И где-то возле Лукки я уснул под деревом, усталый, голодный. Меня разбудили дети. Толстая черная крестьянка, мать детей, позвала меня в дом, поставила на стол миску с макаронами, бутыль вина, оплетенную соломой. Я жадно уплетал макароны, а хозяйка шила детское платьице и, поглядывая на меня, вздыхала. «У тебя есть мама?» – неожиданно спросила она. Я сказал, что моя мать далеко – в Москве. Тогда, не оставляя шитья, она запела грустную песенку. Я вышел из ее дома; ночь была южная, черная, и, как мириады звезд, кружились, метались светляки.

В Италии я поверил в возможность искусства и в возможность счастья. А начиналась эпоха, когда искусство казалось обреченным, счастье – немыслимым.

18

Я сидел в «Клозери де лиля» и переводил стихи французских поэтов – хотел составить антологию. Волошин меня представил Александру Мерсеро, который был поэтом малопримечательным, но обходительным человеком: он приносил мне книги и знакомил со своими более прославленными товарищами.

Крупный русский промышленник Н. П. Рябушинский в 1906 году решил издавать художественный журнал «Золотое руно»; текст должен был печататься по-русски и по-французски. Требовался стилист, способный выправлять переводы. Рябушинский не останавливался перед затратами и заказал настоящего французского поэта. Выполнить заказ оказалось нелегко: поэтам не улыбалось надолго покинуть Париж.

В предместье Парижа Кретей, в помещении бывшего аббатства, поселились несколько поэтов; они писали стихи, готовили себе еду и сами печатали свои произведения на ручном станке. Так родилась литературная группа «Аббатство»; многие из ее участников впоследствии стали знаменитыми: Дюамель, Жюль Ромен, Вильдрак.
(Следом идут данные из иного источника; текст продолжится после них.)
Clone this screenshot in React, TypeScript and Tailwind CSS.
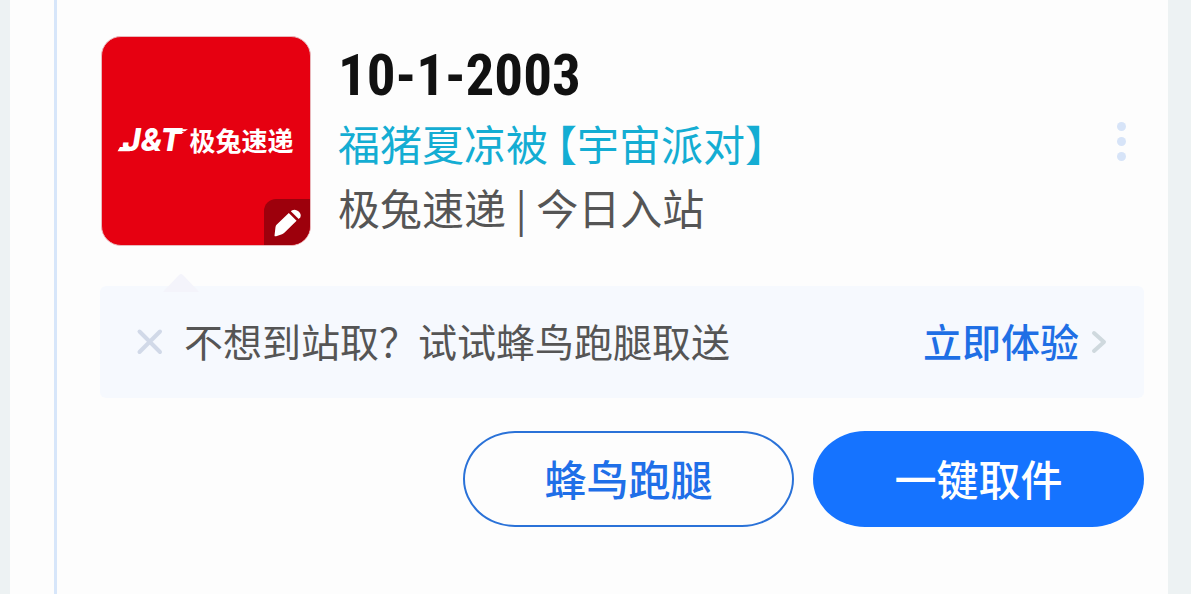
import React from "react";

function CourierLogo() {
  return (
    <div className="relative flex size-[210px] shrink-0 items-center justify-center overflow-hidden rounded-[20px] border border-[#e9b9bd] bg-[#e60011] text-white">
      <div className="flex items-center gap-1 pb-0.5 leading-none">
        <span className="relative pr-1 pl-1 font-['Inter','Liberation_Sans',sans-serif] text-[31px] leading-[30px] font-extrabold italic">
          J&amp;T
          <svg viewBox="0 0 68 30" className="absolute inset-0 h-[30px] w-full overflow-visible" fill="#fff" aria-hidden="true">
            <path d="M1 22H12L11 26.5H-1.5Z" />
            <path d="M52 4H70L67 6.2H52ZM52 7H66L63.5 9H52Z" />
          </svg>
        </span>
        <span className="text-[26px] leading-[30px] font-bold">极兔速递</span>
      </div>
      <button
        type="button"
        aria-label="编辑"
        className="absolute right-0 bottom-0 flex size-[46px] items-center justify-center rounded-tl-[12px] bg-[#9d000c]"
      >
        <svg viewBox="0 0 46 46" className="size-[46px]" fill="#fff" aria-hidden="true">
          <path d="M10.5 36.4 11.5 28Q11.8 26.6 12.8 25.6L24.8 14 32.6 21.8 20.6 33.6Q19.4 34.8 18 35.2L12.2 37.2Q10.6 37.6 10.5 36.4Z" />
          <path d="M26.8 12.2 28.2 11.3Q31.2 9.6 34.4 12.3 37.8 15.4 36.3 18.3L34.7 20.1Z" />
        </svg>
      </button>
    </div>
  );
}

export default function App() {
  return (
    <div className="flex min-h-screen bg-[#edf2f3] pr-[23px] pl-[10px] font-['Noto_Sans_CJK_SC',sans-serif]" lang="zh-CN">
      <div className="flex flex-1 bg-[#fdfdfd] pl-[44px]">
        <main className="flex-1 border-l-[3px] border-[#d7e6fa] pt-[36px] pr-[24px] pl-[43px]">
          <section className="flex items-center">
            <div className="pl-px">
              <CourierLogo />
            </div>
            <div className="flex-1 pb-0.5 pl-[27px]">
              <h1 className="font-['Roboto_Condensed','Liberation_Sans_Narrow',Roboto,sans-serif] text-[57px] leading-[70px] font-bold text-[#111]">
                10-1-2003
              </h1>
              <p className="flex gap-2 text-[42px] leading-[64px] text-[#14add3]">
                <span>福猪夏凉被</span>
                <span className="[font-feature-settings:'halt']">【宇宙派对】</span>
              </p>
              <p className="text-[42px] leading-[64px] text-[#555]">极兔速递 | 今日入站</p>
            </div>
            <button type="button" aria-label="更多" className="mr-[18px] flex flex-col gap-[6px]">
              <span className="size-[9px] rounded-full bg-[#d7e4f8]" />
              <span className="size-[9px] rounded-full bg-[#d7e4f8]" />
              <span className="size-[9px] rounded-full bg-[#d7e4f8]" />
            </button>
          </section>

          <section className="relative mt-[40px] flex h-[112px] items-center rounded-[6px] bg-[#f6f9fe] pr-[37px] pl-[36px]">
            <svg viewBox="0 0 36 19" className="absolute -top-[13px] left-[63px] h-[19px] w-[36px]" aria-hidden="true">
              <path d="M0 19 16 2Q18 0 20 2L36 19Z" fill="#f4f4fb" />
            </svg>
            <button type="button" aria-label="关闭">
              <svg viewBox="0 0 28 28" className="size-[28px]" fill="none" stroke="#d1d9e8" strokeWidth="4" strokeLinecap="round" aria-hidden="true">
                <path d="M3.5 3.5 24 24M24 3.5 3.5 24" />
              </svg>
            </button>
            <p className="flex-1 pb-1 pl-5 text-[39px] leading-[56px] text-[#555]">不想到站取？试试蜂鸟跑腿取送</p>
            <a href="#try" className="flex items-center gap-3 text-[39px] leading-[56px] font-medium text-[#1f6fe5]">
              <span className="pb-1">立即体验</span>
              <svg viewBox="0 0 16 24" className="h-[24px] w-[16px]" fill="none" stroke="#cfd9de" strokeWidth="4" strokeLinecap="round" strokeLinejoin="round" aria-hidden="true">
                <path d="M3 3 13 12 3 21" />
              </svg>
            </a>
          </section>

          <section className="mt-[33px] flex justify-end gap-[19px]">
            <button type="button" className="h-[96px] w-[331px] rounded-[52px/48px] border-2 border-[#2a72d8] pb-1 text-[42px] font-medium text-[#1f6fe8]">
              蜂鸟跑腿
            </button>
            <button type="button" className="h-[96px] w-[331px] rounded-[52px/48px] bg-[#1573ff] pb-1 text-[42px] font-medium text-white">
              一键取件
            </button>
          </section>
        </main>
      </div>
    </div>
  );
}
Всех этих поэтов объединяло стремление уйти от узкого индивидуализма, вдохновляться мыслями и чувствами, которые присущи всем. Были в «Аббатстве» и поэты, подававшие мало надежд, среди них Мерсеро; он соблазнился работой в «Золотом руне»: жизнь в поэтическом фаланстере была монотонной.

Мерсеро говорил, что Москва ему понравилась, но не любил вспоминать, что особенно понравилась ему одна москвичка, жена чиновника. Об этой странице его биографии мне рассказал Волошин. Французский поэт и жена московского чиновника были счастливы, но приближался час разлуки. Мерсеро недаром был поэтом, он предложил романтический план: «Ты убежишь со мной в Париж». Москвичка напомнила влюбленному фантазеру, что из России нельзя выехать без заграничного паспорта. У возлюбленной была сестра, очень невзрачная, на которую Мерсеро не обращал внимания; но в трудную минуту она оказалась залогом счастья: «Женись на моей сестре, она получит заграничный паспорт и объявит, что уезжает с тобой в Париж. Я приду вас провожать, в последнюю минуту я войду в вагон, а сестра останется на перроне. Паспорт, конечно, будет у меня». Мерсеро план понравился; состоялась пышная свадьба. Возлюбленная, как было условлено, пришла на вокзал, но, когда раздался третий звонок, она не двинулась с места и только помахала платочком: в купе сидела законная супруга.